Description: Attackers inject malicious MQTT messages that are not properly validated by the bridge's code.

  • Contribution: The bridge is directly responsible for parsing and validating all incoming MQTT messages before acting on them.
  • Example: An attacker sends a crafted MQTT message with a command payload designed to trigger a buffer overflow in the bridge's message handling code.
  • Impact:
    • Potential for remote code execution on the system running the bridge.
    • Denial-of-service.
    • Manipulation of SmartThings devices through crafted commands.
  • Risk Severity: High
  • Mitigation Strategies:
    • (Developer): Implement strict input validation for all incoming MQTT messages. Sanitize and validate data before passing it to SmartThings or acting upon it.
    • (Developer): Define a clear schema for expected MQTT message formats and reject any messages that do not conform.
    • (Developer): Implement rate limiting on incoming messages to mitigate flooding attacks.

Attack Surface: 4. Overly Permissive SmartApp Capabilities (Defined by the Bridge's SmartApp)

Description: The SmartApp associated with the bridge requests more permissions than it needs, increasing the impact of a bridge compromise.

  • Contribution: The bridge's functionality and potential attack surface are directly defined by the capabilities requested by its associated SmartApp.
  • Example: The SmartApp requests capability.switchLevel.* (control of dimming) when it only needs capability.switch.* (on/off control).
  • Impact: If the bridge is compromised, the attacker gains access to all capabilities granted to the SmartApp, not just those strictly necessary.
  • Risk Severity: High
  • Mitigation Strategies:
    • (Developer): Strictly adhere to the principle of least privilege.
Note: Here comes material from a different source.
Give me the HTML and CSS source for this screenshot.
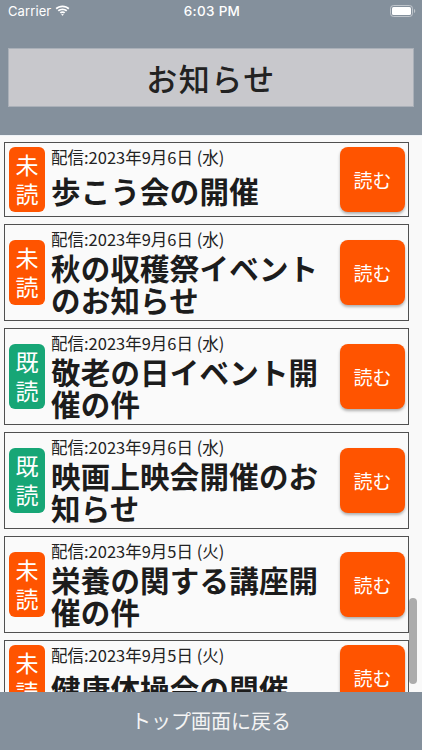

The SmartApp should only request the absolute minimum capabilities required for the bridge to function.
    • (Developer): Clearly document the required capabilities and why they are needed.

Attack Surface: 5. Dependency Vulnerabilities (Directly Affecting the Bridge)
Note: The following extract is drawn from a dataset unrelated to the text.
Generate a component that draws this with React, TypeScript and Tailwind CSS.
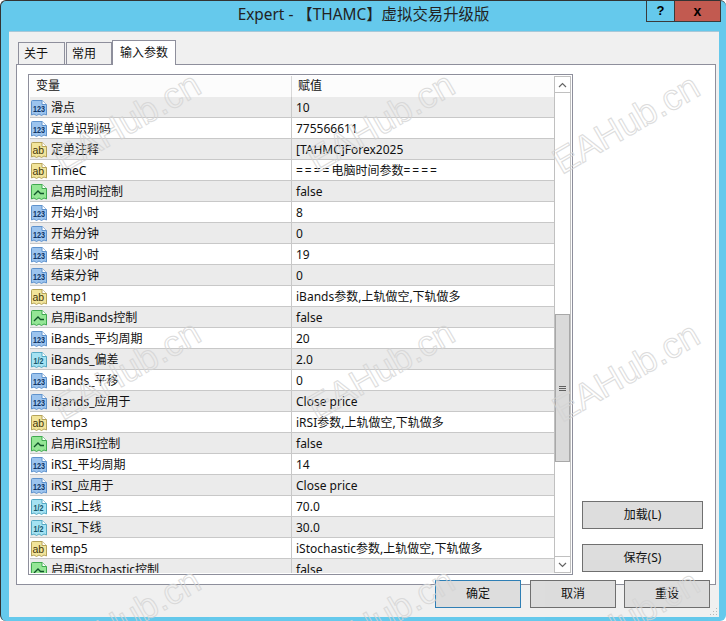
import React from 'react';

// --- Type Definitions ---
type ParamType = 'int' | 'str' | 'bool' | 'dbl';

interface Param {
  name: string;
  value: string;
  type: ParamType;
}

const FONT = "font-['Noto_Sans','Noto_Sans_CJK_SC',sans-serif]";

const params: Param[] = [
  { name: '滑点', value: '10', type: 'int' },
  { name: '定单识别码', value: '775566611', type: 'int' },
  { name: '定单注释', value: '[TAHMC]Forex2025', type: 'str' },
  { name: 'TimeC', value: '====电脑时间参数====', type: 'str' },
  { name: '启用时间控制', value: 'false', type: 'bool' },
  { name: '开始小时', value: '8', type: 'int' },
  { name: '开始分钟', value: '0', type: 'int' },
  { name: '结束小时', value: '19', type: 'int' },
  { name: '结束分钟', value: '0', type: 'int' },
  { name: 'temp1', value: 'iBands参数,上轨做空,下轨做多', type: 'str' },
  { name: '启用iBands控制', value: 'false', type: 'bool' },
  { name: 'iBands_平均周期', value: '20', type: 'int' },
  { name: 'iBands_偏差', value: '2.0', type: 'dbl' },
  { name: 'iBands_平移', value: '0', type: 'int' },
  { name: 'iBands_应用于', value: 'Close price', type: 'int' },
  { name: 'temp3', value: 'iRSI参数,上轨做空,下轨做多', type: 'str' },
  { name: '启用iRSI控制', value: 'false', type: 'bool' },
  { name: 'iRSI_平均周期', value: '14', type: 'int' },
  { name: 'iRSI_应用于', value: 'Close price', type: 'int' },
  { name: 'iRSI_上线', value: '70.0', type: 'dbl' },
  { name: 'iRSI_下线', value: '30.0', type: 'dbl' },
  { name: 'temp5', value: 'iStochastic参数,上轨做空,下轨做多', type: 'str' },
  { name: '启用iStochastic控制', value: 'false', type: 'bool' },
];

const iconColors: Record<ParamType, { fill: string; stroke: string }> = {
  int: { fill: '#9cc4ee', stroke: '#5f92cc' },
  str: { fill: '#f2e49a', stroke: '#b5a35a' },
  bool: { fill: '#94e695', stroke: '#3fa84f' },
  dbl: { fill: '#a4e2f2', stroke: '#55a9c4' },
};

// --- Small document icon in front of every parameter ---
const TypeIcon: React.FC<{ type: ParamType }> = ({ type }) => {
  const c = iconColors[type];
  return (
    <svg width="16" height="16" viewBox="0 0 16 16" className="shrink-0">
      <path d="M0.5 1.5Q0.5 0.5 1.5 0.5H11L15.5 4.5V15L13 14L10.5 15.5L8 14L5.5 15.5L3 14L0.5 15Z" fill={c.fill} stroke={c.stroke} />
      <path d="M11 0.5V4.5H15.5" fill="#fff" stroke={c.stroke} />
      {type === 'int' && (
        <text x="2" y="11.5" fontSize="8.5" fontWeight="700" fill="#0f3566" fontFamily="Liberation Sans" textLength="12" lengthAdjust="spacingAndGlyphs">123</text>
      )}
      {type === 'str' && (
        <text x="1.5" y="11.5" fontSize="10.5" fill="#3f340a" fontFamily="Liberation Sans">ab</text>
      )}
      {type === 'dbl' && (
        <text x="2.5" y="11.5" fontSize="8.5" fontWeight="700" fill="#16566c" fontFamily="Liberation Sans" textLength="10" lengthAdjust="spacingAndGlyphs">1/2</text>
      )}
      {type === 'bool' && <path d="M3 11L7 7L9.5 9.5H13" fill="none" stroke="#10552a" strokeWidth="1.3" />}
    </svg>
  );
};

const Tab: React.FC<{ label: string; active?: boolean; className?: string }> = ({ label, active, className }) => (
  <div
    className={`border border-[#8e8f9c] text-[12px] text-[#111] ${active ? 'h-[25px] bg-white border-b-0 z-10 relative px-[7px] pt-[3px]' : 'h-[23px] bg-[#f0f0f0] px-[5px] pt-[2px]'} ${className ?? ''}`}
  >
    {label}
  </div>
);

const DialogButton: React.FC<{ label: string; primary?: boolean; className?: string }> = ({ label, primary, className }) => (
  <button
    className={`h-[28px] bg-[#dddddd] border text-[12px] text-[#111] ${primary ? 'border-[#2f7fb5]' : 'border-[#707070]'} ${className ?? ''}`}
  >
    {label}
  </button>
);

const watermarks = [
  'left-[45px] top-[103px]', 'left-[299px] top-[103px]', 'left-[544px] top-[105px]',
  'left-[45px] top-[351px]', 'left-[299px] top-[351px]', 'left-[544px] top-[353px]',
  'left-[45px] top-[599px]', 'left-[299px] top-[599px]', 'left-[544px] top-[601px]',
];

export default function App() {
  return (
    <div className={`${FONT} relative w-[726px] h-[621px] overflow-hidden bg-[#65c9ec] border-t border-l border-[#333] rounded-[6px] flex flex-col`}>
      {/* Title bar */}
      <div className="relative h-[30px] shrink-0 flex items-center justify-center pb-[2px] text-[15.4px] text-[#222]">
        Expert - 【THAMC】虚拟交易升级版
        <div className="absolute right-[5px] top-0 flex h-[21px] border border-t-0 border-[#3a3a3a]">
          <div className="w-[28px] flex items-center justify-center border-r border-[#3a3a3a] text-[13px] font-bold text-black font-['Liberation_Sans']">?</div>
          <div className="w-[45px] flex items-center justify-center bg-[#c25a50] text-[14px] font-bold text-black font-['Liberation_Sans']">x</div>
        </div>
      </div>

      {/* Client area */}
      <div className="relative flex-1 ml-[8px] mr-[7px] mb-[4px] bg-[#f0f0f0] border-t border-[#a8c8d8] pt-[8px] px-[7px] flex flex-col">
        <div className="flex items-end pl-[2px] h-[25px] -mb-[1px]">
          <Tab label="关于" className="w-[47px]" />
          <Tab label="常用" className="w-[46px] ml-px" />
          <Tab label="输入参数" className="w-[64px]" active />
        </div>

        {/* Tab panel */}
        <div className="h-[521px] w-[700px] bg-white border border-[#8e8f9c] pt-[9px] pl-[11px] flex shrink-0">
          {/* Parameter list */}
          <div className="w-[545px] h-[501px] border border-[#8e8f9c] flex overflow-hidden">
            <div className="w-[525px] h-[498px] overflow-hidden pl-px pt-px">
              <div className="flex h-[21px] bg-[#fcfcfc] text-[12px] text-[#111]">
                <div className="w-[262px] pl-[6px] border-r border-[#d8d8d8] leading-[20px]">变量</div>
                <div className="flex-1 pl-[6px] leading-[20px]">赋值</div>
              </div>
              {params.map((p, i) => (
                <div
                  key={p.name}
                  className={`flex h-[21px] border-b border-[#c8c8c8] text-[12px] text-[#111] ${i % 2 === 0 ? 'bg-[#ebebeb]' : 'bg-white'}`}
                >
                  <div className="w-[262px] flex items-center gap-[4px] pl-[1px] pt-[2px] border-r border-[#c8c8c8] whitespace-nowrap">
                    <TypeIcon type={p.type} />
                    <span>{p.name}</span>
                  </div>
                  <div className="flex-1 flex items-center pl-[4px] pt-[2px] whitespace-nowrap">
                    {p.name === 'TimeC' ? (
                      <>
                        <span className="tracking-[2px]">====</span>电脑时间参数<span className="tracking-[2px]">====</span>
                      </>
                    ) : (
                      p.value
                    )}
                  </div>
                </div>
              ))}
            </div>
            {/* Scrollbar */}
            <div className="w-[17px] h-[497px] flex flex-col border border-[#c0c0c0] mt-px bg-white">
              <div className="h-[16px] shrink-0 flex items-center justify-center border-b border-[#c0c0c0]">
                <svg width="9" height="6" viewBox="0 0 9 6"><path d="M1 5L4.5 1.5L8 5" fill="none" stroke="#666" strokeWidth="1.2" /></svg>
              </div>
              <div className="h-[221px] shrink-0" />
              <div className="h-[148px] shrink-0 bg-[#dadada] border border-[#a8a8a8] flex flex-col items-center justify-center gap-px">
                <div className="w-[7px] h-px bg-[#606060]" />
                <div className="w-[7px] h-px bg-[#606060]" />
                <div className="w-[7px] h-px bg-[#606060]" />
              </div>
              <div className="flex-1" />
              <div className="h-[16px] shrink-0 flex items-center justify-center border-t border-[#c0c0c0]">
                <svg width="9" height="6" viewBox="0 0 9 6"><path d="M1 1L4.5 4.5L8 1" fill="none" stroke="#666" strokeWidth="1.2" /></svg>
              </div>
            </div>
          </div>

          {/* Load / save */}
          <div className="flex flex-col gap-[15px] pt-[427px] pl-[9px]">
            <DialogButton label="加载(L)" className="w-[121px]" />
            <DialogButton label="保存(S)" className="w-[121px]" />
          </div>
        </div>

        {/* Dialog buttons */}
        <div className="relative z-10 -mt-[5px] flex pl-[419px]">
          <DialogButton label="确定" primary className="w-[86px]" />
          <DialogButton label="取消" className="w-[86px] ml-[9px]" />
          <DialogButton label="重设" className="w-[86px] ml-[8px]" />
        </div>

        {/* Resize grip */}
        <svg width="9" height="9" viewBox="0 0 9 9" className="absolute right-[1px] bottom-[1px]" fill="#b8b8b8">
          <rect x="7" y="1" width="1" height="1" />
          <rect x="4" y="4" width="1" height="1" />
          <rect x="7" y="4" width="1" height="1" />
          <rect x="1" y="7" width="1" height="1" />
          <rect x="4" y="7" width="1" height="1" />
          <rect x="7" y="7" width="1" height="1" />
        </svg>
      </div>

      {/* Watermark */}
      {watermarks.map((pos) => (
        <div
          key={pos}
          className={`absolute ${pos} pointer-events-none -rotate-30 text-[36px] leading-none font-['Liberation_Sans'] text-transparent [-webkit-text-stroke:1px_#d4d4d4] opacity-80 whitespace-nowrap z-20`}
        >
          EAHub.cn
        </div>
      ))}
    </div>
  );
}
Description: The bridge uses external libraries that have known vulnerabilities.

  • Contribution: The bridge's code directly depends on these libraries; their vulnerabilities become the bridge's vulnerabilities.
  • Example: An outdated version of the Paho MQTT client library is used, which has a known remote code execution vulnerability.
  • Impact: Attackers can exploit vulnerabilities in the dependencies to compromise the bridge itself.
  • Risk Severity: High (severity depends on the specific vulnerability)
  • Mitigation Strategies:
    • (Developer): Regularly update all dependencies to their latest secure versions.
    • (Developer): Use a dependency management tool and integrate vulnerability scanning into the development process.